* Material provided *
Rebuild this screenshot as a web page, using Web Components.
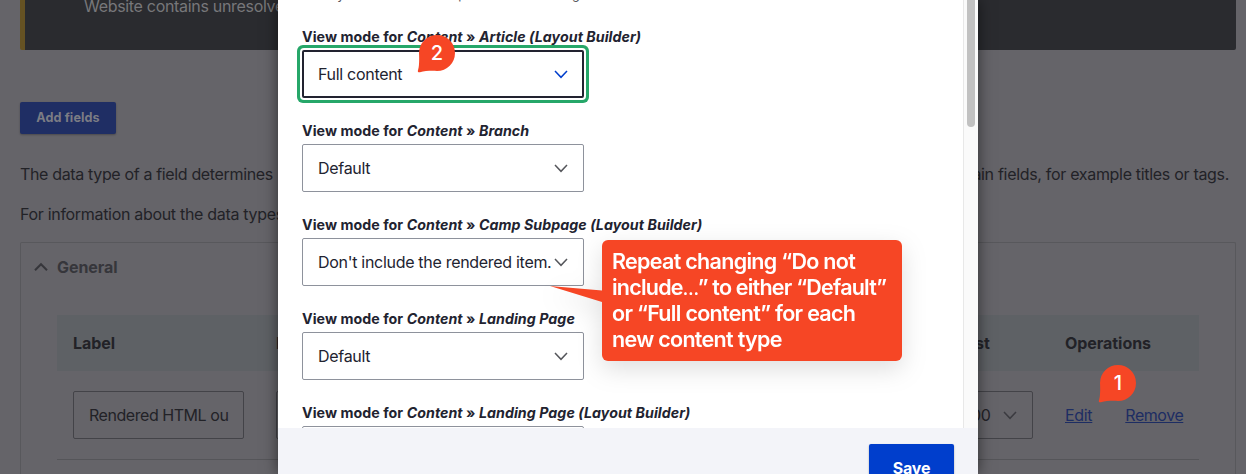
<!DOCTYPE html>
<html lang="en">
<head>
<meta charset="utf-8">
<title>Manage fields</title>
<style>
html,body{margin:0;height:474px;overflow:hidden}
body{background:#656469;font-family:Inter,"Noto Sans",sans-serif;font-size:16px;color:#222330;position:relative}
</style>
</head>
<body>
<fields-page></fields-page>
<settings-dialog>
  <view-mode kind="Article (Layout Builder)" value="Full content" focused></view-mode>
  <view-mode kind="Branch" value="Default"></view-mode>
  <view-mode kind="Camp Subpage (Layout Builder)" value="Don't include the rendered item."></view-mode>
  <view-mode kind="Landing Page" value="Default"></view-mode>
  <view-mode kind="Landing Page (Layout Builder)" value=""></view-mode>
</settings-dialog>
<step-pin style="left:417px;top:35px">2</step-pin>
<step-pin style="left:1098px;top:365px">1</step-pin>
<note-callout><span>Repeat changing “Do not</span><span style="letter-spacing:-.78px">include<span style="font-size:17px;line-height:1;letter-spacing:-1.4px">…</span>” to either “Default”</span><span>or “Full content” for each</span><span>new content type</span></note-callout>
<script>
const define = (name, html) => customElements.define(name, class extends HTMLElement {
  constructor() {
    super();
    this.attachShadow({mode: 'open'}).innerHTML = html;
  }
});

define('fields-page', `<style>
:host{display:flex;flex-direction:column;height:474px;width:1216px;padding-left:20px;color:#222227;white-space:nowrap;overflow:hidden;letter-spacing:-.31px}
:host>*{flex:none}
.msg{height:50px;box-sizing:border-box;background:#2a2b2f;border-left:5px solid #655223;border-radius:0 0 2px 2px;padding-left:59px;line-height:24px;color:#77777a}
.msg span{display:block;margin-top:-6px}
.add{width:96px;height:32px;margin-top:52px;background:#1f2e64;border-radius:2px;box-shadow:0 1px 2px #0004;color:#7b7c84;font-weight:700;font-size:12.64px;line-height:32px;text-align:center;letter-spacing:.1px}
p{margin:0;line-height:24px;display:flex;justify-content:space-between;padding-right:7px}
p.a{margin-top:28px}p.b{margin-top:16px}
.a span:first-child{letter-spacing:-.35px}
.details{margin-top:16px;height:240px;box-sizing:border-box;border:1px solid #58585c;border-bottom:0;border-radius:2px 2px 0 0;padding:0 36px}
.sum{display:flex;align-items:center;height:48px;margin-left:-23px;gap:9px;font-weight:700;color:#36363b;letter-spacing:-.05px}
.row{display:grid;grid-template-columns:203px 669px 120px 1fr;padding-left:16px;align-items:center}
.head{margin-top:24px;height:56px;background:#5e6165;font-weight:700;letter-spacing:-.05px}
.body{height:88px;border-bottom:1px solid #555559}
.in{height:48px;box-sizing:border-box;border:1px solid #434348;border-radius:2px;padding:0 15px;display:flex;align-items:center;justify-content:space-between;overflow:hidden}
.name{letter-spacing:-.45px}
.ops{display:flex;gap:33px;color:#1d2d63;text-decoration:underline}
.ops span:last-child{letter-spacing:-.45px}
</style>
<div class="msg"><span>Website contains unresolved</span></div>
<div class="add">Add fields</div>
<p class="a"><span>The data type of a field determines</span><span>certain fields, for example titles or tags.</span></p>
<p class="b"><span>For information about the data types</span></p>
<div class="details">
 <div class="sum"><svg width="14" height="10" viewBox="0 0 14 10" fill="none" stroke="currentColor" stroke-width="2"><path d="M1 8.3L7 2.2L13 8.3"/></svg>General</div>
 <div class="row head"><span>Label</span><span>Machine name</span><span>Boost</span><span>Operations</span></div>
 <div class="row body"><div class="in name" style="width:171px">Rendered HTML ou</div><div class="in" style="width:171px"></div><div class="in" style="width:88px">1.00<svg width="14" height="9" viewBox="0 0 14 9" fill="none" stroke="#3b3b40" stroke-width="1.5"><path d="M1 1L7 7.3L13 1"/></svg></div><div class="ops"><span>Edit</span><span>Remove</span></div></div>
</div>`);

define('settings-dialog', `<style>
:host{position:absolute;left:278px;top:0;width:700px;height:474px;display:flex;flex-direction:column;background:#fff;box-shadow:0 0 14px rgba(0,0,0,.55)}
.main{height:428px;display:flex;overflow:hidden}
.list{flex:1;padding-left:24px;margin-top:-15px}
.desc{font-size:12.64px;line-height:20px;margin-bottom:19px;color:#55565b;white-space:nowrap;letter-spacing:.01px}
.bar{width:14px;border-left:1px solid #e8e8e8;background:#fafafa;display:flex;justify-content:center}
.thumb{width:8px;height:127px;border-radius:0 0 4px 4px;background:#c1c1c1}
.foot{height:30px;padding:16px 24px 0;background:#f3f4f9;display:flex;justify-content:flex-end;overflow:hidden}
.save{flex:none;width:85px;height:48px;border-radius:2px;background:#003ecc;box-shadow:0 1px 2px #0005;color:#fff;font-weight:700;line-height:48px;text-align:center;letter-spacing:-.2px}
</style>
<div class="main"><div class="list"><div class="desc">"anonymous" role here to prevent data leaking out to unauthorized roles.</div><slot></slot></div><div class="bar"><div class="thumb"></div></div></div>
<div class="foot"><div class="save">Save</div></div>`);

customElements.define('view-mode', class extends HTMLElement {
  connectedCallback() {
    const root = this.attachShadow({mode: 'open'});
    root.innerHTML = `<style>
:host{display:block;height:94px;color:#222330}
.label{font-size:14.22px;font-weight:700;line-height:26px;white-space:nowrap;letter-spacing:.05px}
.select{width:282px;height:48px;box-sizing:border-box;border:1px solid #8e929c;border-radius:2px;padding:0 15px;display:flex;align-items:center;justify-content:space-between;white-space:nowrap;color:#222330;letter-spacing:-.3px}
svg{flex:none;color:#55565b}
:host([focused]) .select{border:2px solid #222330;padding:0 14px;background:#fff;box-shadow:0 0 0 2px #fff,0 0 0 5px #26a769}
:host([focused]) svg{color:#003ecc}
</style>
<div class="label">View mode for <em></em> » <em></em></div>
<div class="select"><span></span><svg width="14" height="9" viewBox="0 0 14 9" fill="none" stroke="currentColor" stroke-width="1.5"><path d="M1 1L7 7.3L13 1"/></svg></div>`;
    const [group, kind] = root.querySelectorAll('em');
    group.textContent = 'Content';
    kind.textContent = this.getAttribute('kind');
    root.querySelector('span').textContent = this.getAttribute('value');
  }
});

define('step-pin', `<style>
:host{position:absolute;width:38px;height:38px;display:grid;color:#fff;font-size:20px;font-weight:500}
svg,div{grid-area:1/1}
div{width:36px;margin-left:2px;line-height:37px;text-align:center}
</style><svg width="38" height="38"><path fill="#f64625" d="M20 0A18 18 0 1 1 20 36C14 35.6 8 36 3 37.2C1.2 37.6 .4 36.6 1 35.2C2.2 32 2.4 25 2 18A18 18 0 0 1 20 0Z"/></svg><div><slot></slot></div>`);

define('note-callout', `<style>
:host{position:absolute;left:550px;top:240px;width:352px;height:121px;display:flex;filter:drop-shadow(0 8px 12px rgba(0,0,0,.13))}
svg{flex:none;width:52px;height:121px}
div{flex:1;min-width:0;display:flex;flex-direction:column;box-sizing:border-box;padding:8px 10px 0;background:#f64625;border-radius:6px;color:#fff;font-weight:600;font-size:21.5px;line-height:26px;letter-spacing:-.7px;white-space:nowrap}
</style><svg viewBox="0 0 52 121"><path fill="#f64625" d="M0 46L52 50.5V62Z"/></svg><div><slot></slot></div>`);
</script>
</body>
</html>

* Exercise requirements *
Set down the material exactly, every line of it, except for the pictures.

* Completed task *
Rebuild this screenshot as a web page, using Web Components.
<!DOCTYPE html>
<html lang="en">
<head>
<meta charset="utf-8">
<title>Manage fields</title>
<style>
html,body{margin:0;height:474px;overflow:hidden}
body{background:#656469;font-family:Inter,"Noto Sans",sans-serif;font-size:16px;color:#222330;position:relative}
</style>
</head>
<body>
<fields-page></fields-page>
<settings-dialog>
  <view-mode kind="Article (Layout Builder)" value="Full content" focused></view-mode>
  <view-mode kind="Branch" value="Default"></view-mode>
  <view-mode kind="Camp Subpage (Layout Builder)" value="Don't include the rendered item."></view-mode>
  <view-mode kind="Landing Page" value="Default"></view-mode>
  <view-mode kind="Landing Page (Layout Builder)" value=""></view-mode>
</settings-dialog>
<step-pin style="left:417px;top:35px">2</step-pin>
<step-pin style="left:1098px;top:365px">1</step-pin>
<note-callout><span>Repeat changing “Do not</span><span style="letter-spacing:-.78px">include<span style="font-size:17px;line-height:1;letter-spacing:-1.4px">…</span>” to either “Default”</span><span>or “Full content” for each</span><span>new content type</span></note-callout>
<script>
const define = (name, html) => customElements.define(name, class extends HTMLElement {
  constructor() {
    super();
    this.attachShadow({mode: 'open'}).innerHTML = html;
  }
});

define('fields-page', `<style>
:host{display:flex;flex-direction:column;height:474px;width:1216px;padding-left:20px;color:#222227;white-space:nowrap;overflow:hidden;letter-spacing:-.31px}
:host>*{flex:none}
.msg{height:50px;box-sizing:border-box;background:#2a2b2f;border-left:5px solid #655223;border-radius:0 0 2px 2px;padding-left:59px;line-height:24px;color:#77777a}
.msg span{display:block;margin-top:-6px}
.add{width:96px;height:32px;margin-top:52px;background:#1f2e64;border-radius:2px;box-shadow:0 1px 2px #0004;color:#7b7c84;font-weight:700;font-size:12.64px;line-height:32px;text-align:center;letter-spacing:.1px}
p{margin:0;line-height:24px;display:flex;justify-content:space-between;padding-right:7px}
p.a{margin-top:28px}p.b{margin-top:16px}
.a span:first-child{letter-spacing:-.35px}
.details{margin-top:16px;height:240px;box-sizing:border-box;border:1px solid #58585c;border-bottom:0;border-radius:2px 2px 0 0;padding:0 36px}
.sum{display:flex;align-items:center;height:48px;margin-left:-23px;gap:9px;font-weight:700;color:#36363b;letter-spacing:-.05px}
.row{display:grid;grid-template-columns:203px 669px 120px 1fr;padding-left:16px;align-items:center}
.head{margin-top:24px;height:56px;background:#5e6165;font-weight:700;letter-spacing:-.05px}
.body{height:88px;border-bottom:1px solid #555559}
.in{height:48px;box-sizing:border-box;border:1px solid #434348;border-radius:2px;padding:0 15px;display:flex;align-items:center;justify-content:space-between;overflow:hidden}
.name{letter-spacing:-.45px}
.ops{display:flex;gap:33px;color:#1d2d63;text-decoration:underline}
.ops span:last-child{letter-spacing:-.45px}
</style>
<div class="msg"><span>Website contains unresolved</span></div>
<div class="add">Add fields</div>
<p class="a"><span>The data type of a field determines</span><span>certain fields, for example titles or tags.</span></p>
<p class="b"><span>For information about the data types</span></p>
<div class="details">
 <div class="sum"><svg width="14" height="10" viewBox="0 0 14 10" fill="none" stroke="currentColor" stroke-width="2"><path d="M1 8.3L7 2.2L13 8.3"/></svg>General</div>
 <div class="row head"><span>Label</span><span>Machine name</span><span>Boost</span><span>Operations</span></div>
 <div class="row body"><div class="in name" style="width:171px">Rendered HTML ou</div><div class="in" style="width:171px"></div><div class="in" style="width:88px">1.00<svg width="14" height="9" viewBox="0 0 14 9" fill="none" stroke="#3b3b40" stroke-width="1.5"><path d="M1 1L7 7.3L13 1"/></svg></div><div class="ops"><span>Edit</span><span>Remove</span></div></div>
</div>`);

define('settings-dialog', `<style>
:host{position:absolute;left:278px;top:0;width:700px;height:474px;display:flex;flex-direction:column;background:#fff;box-shadow:0 0 14px rgba(0,0,0,.55)}
.main{height:428px;display:flex;overflow:hidden}
.list{flex:1;padding-left:24px;margin-top:-15px}
.desc{font-size:12.64px;line-height:20px;margin-bottom:19px;color:#55565b;white-space:nowrap;letter-spacing:.01px}
.bar{width:14px;border-left:1px solid #e8e8e8;background:#fafafa;display:flex;justify-content:center}
.thumb{width:8px;height:127px;border-radius:0 0 4px 4px;background:#c1c1c1}
.foot{height:30px;padding:16px 24px 0;background:#f3f4f9;display:flex;justify-content:flex-end;overflow:hidden}
.save{flex:none;width:85px;height:48px;border-radius:2px;background:#003ecc;box-shadow:0 1px 2px #0005;color:#fff;font-weight:700;line-height:48px;text-align:center;letter-spacing:-.2px}
</style>
<div class="main"><div class="list"><div class="desc">"anonymous" role here to prevent data leaking out to unauthorized roles.</div><slot></slot></div><div class="bar"><div class="thumb"></div></div></div>
<div class="foot"><div class="save">Save</div></div>`);

customElements.define('view-mode', class extends HTMLElement {
  connectedCallback() {
    const root = this.attachShadow({mode: 'open'});
    root.innerHTML = `<style>
:host{display:block;height:94px;color:#222330}
.label{font-size:14.22px;font-weight:700;line-height:26px;white-space:nowrap;letter-spacing:.05px}
.select{width:282px;height:48px;box-sizing:border-box;border:1px solid #8e929c;border-radius:2px;padding:0 15px;display:flex;align-items:center;justify-content:space-between;white-space:nowrap;color:#222330;letter-spacing:-.3px}
svg{flex:none;color:#55565b}
:host([focused]) .select{border:2px solid #222330;padding:0 14px;background:#fff;box-shadow:0 0 0 2px #fff,0 0 0 5px #26a769}
:host([focused]) svg{color:#003ecc}
</style>
<div class="label">View mode for <em></em> » <em></em></div>
<div class="select"><span></span><svg width="14" height="9" viewBox="0 0 14 9" fill="none" stroke="currentColor" stroke-width="1.5"><path d="M1 1L7 7.3L13 1"/></svg></div>`;
    const [group, kind] = root.querySelectorAll('em');
    group.textContent = 'Content';
    kind.textContent = this.getAttribute('kind');
    root.querySelector('span').textContent = this.getAttribute('value');
  }
});

define('step-pin', `<style>
:host{position:absolute;width:38px;height:38px;display:grid;color:#fff;font-size:20px;font-weight:500}
svg,div{grid-area:1/1}
div{width:36px;margin-left:2px;line-height:37px;text-align:center}
</style><svg width="38" height="38"><path fill="#f64625" d="M20 0A18 18 0 1 1 20 36C14 35.6 8 36 3 37.2C1.2 37.6 .4 36.6 1 35.2C2.2 32 2.4 25 2 18A18 18 0 0 1 20 0Z"/></svg><div><slot></slot></div>`);

define('note-callout', `<style>
:host{position:absolute;left:550px;top:240px;width:352px;height:121px;display:flex;filter:drop-shadow(0 8px 12px rgba(0,0,0,.13))}
svg{flex:none;width:52px;height:121px}
div{flex:1;min-width:0;display:flex;flex-direction:column;box-sizing:border-box;padding:8px 10px 0;background:#f64625;border-radius:6px;color:#fff;font-weight:600;font-size:21.5px;line-height:26px;letter-spacing:-.7px;white-space:nowrap}
</style><svg viewBox="0 0 52 121"><path fill="#f64625" d="M0 46L52 50.5V62Z"/></svg><div><slot></slot></div>`);
</script>
</body>
</html>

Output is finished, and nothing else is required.